A good analogy is searching for the shortest path in a maze: once you find a way out with the least steps, you don't need to keep looking for longer paths.

This suggests using Breadth-First Search (BFS) to explore all possible strings by removing one parenthesis at a time, level by level. The first valid strings found are guaranteed to have the minimal number of removals.

Solution Approach

  • 1. Use BFS Traversal:
    • Start with the original string in a queue.
    • At each step, remove one parenthesis (either '(' or ')') from the current string to generate all possible new strings.
    • For each generated string, add it to the queue if it hasn't been seen before.
  • 2. Validity Check:
    • For every string dequeued, check if it is valid (parentheses are balanced).
    • If a valid string is found, add it to the result list.
    • Once any valid string is found at the current BFS level, stop processing further levels (since deeper levels would require more removals).
  • 3. Use a Visited Set:
    • Keep a set of strings that have already been processed to avoid duplicate work.
  • 4. Helper Function for Validity:
    • Implement a function to check if a string has valid parentheses by using a counter (increment for '(', decrement for ')', and ensure it never goes negative).
  • 5. Return All Valid Strings:
    • Collect all valid strings found at the minimum removal level and return them as the answer.

Example Walkthrough

Let's walk through the input s = "()())()":

  1. Level 0: ()())()
    • Not valid (one extra ')')
  2. Level 1 (remove one parenthesis):
    • Remove 1st '(': )())()
    • Remove 2nd ')': ()()()()
    • Remove 3rd ')': ()())()
    • Remove 4th ')': ()()))()
    • Remove 5th '(': ()())()
    • Remove 6th ')': ()())(

    After removing each, we check validity:

    • (())() and ()()() are valid at this level.
  3. Level 2: (would remove two parentheses, but since we've already found valid strings at Level 1, we stop here)

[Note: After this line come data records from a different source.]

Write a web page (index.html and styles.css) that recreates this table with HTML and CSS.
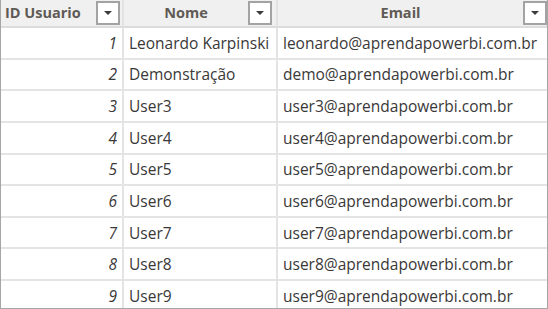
FILE: index.html
```html
<!DOCTYPE html>
<html>
<head>
<meta charset="utf-8">
<link rel="stylesheet" href="styles.css">
</head>
<body>
<div class="frame">
  <div class="grid">
    <div class="hcell c1"><span class="label left">ID Usuario</span><span class="fbtn b1"><svg width="10" height="6" viewBox="0 0 10 6"><path d="M1 1h8L5 5z" fill="#3c3c3c"/></svg></span></div>
    <div class="hcell c2"><span class="label">Nome</span><span class="fbtn b2"><svg width="10" height="6" viewBox="0 0 10 6"><path d="M1 1h8L5 5z" fill="#3c3c3c"/></svg></span></div>
    <div class="hcell c3"><span class="label">Email</span><span class="fbtn b3"><svg width="10" height="6" viewBox="0 0 10 6"><path d="M1 1h8L5 5z" fill="#3c3c3c"/></svg></span></div>

    <div class="cell num c1">1</div><div class="cell c2">Leonardo Karpinski</div><div class="cell c3">leonardo@aprendapowerbi.com.br</div>
    <div class="cell num c1">2</div><div class="cell c2">Demonstração</div><div class="cell c3">demo@aprendapowerbi.com.br</div>
    <div class="cell num c1">3</div><div class="cell c2">User3</div><div class="cell c3">user3@aprendapowerbi.com.br</div>
    <div class="cell num c1">4</div><div class="cell c2">User4</div><div class="cell c3">user4@aprendapowerbi.com.br</div>
    <div class="cell num c1">5</div><div class="cell c2">User5</div><div class="cell c3">user5@aprendapowerbi.com.br</div>
    <div class="cell num c1">6</div><div class="cell c2">User6</div><div class="cell c3">user6@aprendapowerbi.com.br</div>
    <div class="cell num c1">7</div><div class="cell c2">User7</div><div class="cell c3">user7@aprendapowerbi.com.br</div>
    <div class="cell num c1">8</div><div class="cell c2">User8</div><div class="cell c3">user8@aprendapowerbi.com.br</div>
    <div class="cell num c1">9</div><div class="cell c2">User9</div><div class="cell c3">user9@aprendapowerbi.com.br</div>
  </div>
</div>
</body>
</html>
```

FILE: styles.css
```css
html, body {
  margin: 0;
  padding: 0;
  background: #ffffff;
}
.frame {
  width: 548px;
  height: 309px;
  box-sizing: border-box;
  border: 1px solid #a6a6a6;
  border-top: none;
  overflow: hidden;
  background: #ffffff;
  font-family: "Open Sans", "Noto Sans", "DejaVu Sans", sans-serif;
}
.grid {
  display: grid;
  grid-template-columns: 123px 154px 269px;
  grid-template-rows: 28px repeat(9, 31.625px);
}
.hcell {
  display: flex;
  align-items: flex-start;
  background: #f0f0f0;
  border-bottom: 2px solid #dcdcdc;
  border-right: 2px solid #e2e2e2;
  box-sizing: border-box;
  font-weight: 700;
  font-size: 14.5px;
  color: #5f5a55;
}
.hcell .label {
  flex: 1;
  text-align: center;
  line-height: 25px;
  white-space: nowrap;
  overflow: hidden;
}
.hcell .label.left {
  text-align: left;
  padding-left: 4px;
}
.hcell.c3 {
  border-right: none;
}
.fbtn {
  width: 24px;
  height: 24px;
  box-sizing: border-box;
  margin-top: 1px;
  border: 2px solid #a3a3a3;
  background: #ffffff;
  display: flex;
  align-items: center;
  justify-content: center;
}
.b1 { margin-right: 2px; }
.b2 { margin-right: 4px; }
.b3 { margin-right: 0; }
.cell {
  display: flex;
  align-items: center;
  border-bottom: 2px solid #e4e4e4;
  border-right: 2px solid #e4e4e4;
  box-sizing: border-box;
  font-size: 15.5px;
  color: #3a3838;
  padding-left: 5px;
  white-space: nowrap;
  overflow: hidden;
}
.cell.c3 {
  border-right: none;
}
.cell.num {
  justify-content: flex-end;
  padding-left: 0;
  padding-right: 5px;
  font-style: italic;
}
```
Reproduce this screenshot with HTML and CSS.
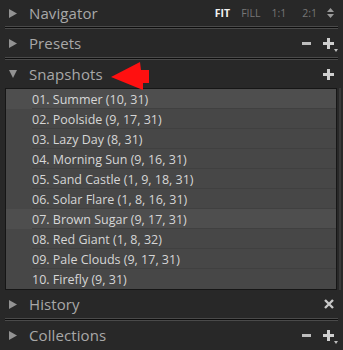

So, the result is ["(())()", "()()()"].

Time and Space Complexity

  • Brute-force Approach:
    • Would generate all possible substrings by removing any combination of parentheses, leading to O(2^n) time and space, where n is the length of s.
  • BFS Approach (Optimized):
    • Still potentially explores up to 2^n substrings in the worst case, but stops as soon as valid strings are found at the minimum removal level.
    • On average, much faster than brute-force because it prunes unnecessary deeper levels.
    • Space complexity is also O(2^n) due to the queue and visited set, but only for distinct substrings generated.

Summary

The key to solving "Remove Invalid Parentheses" efficiently is to use Breadth-First Search (BFS) to explore all possible strings by removing one parenthesis at a time, and to stop as soon as the first valid results are found. This ensures that only the minimal number of removals are performed. Using a visited set prevents redundant work, and a helper function efficiently checks the validity of each string. This approach elegantly balances completeness (finding all solutions) with efficiency, making it both practical and robust.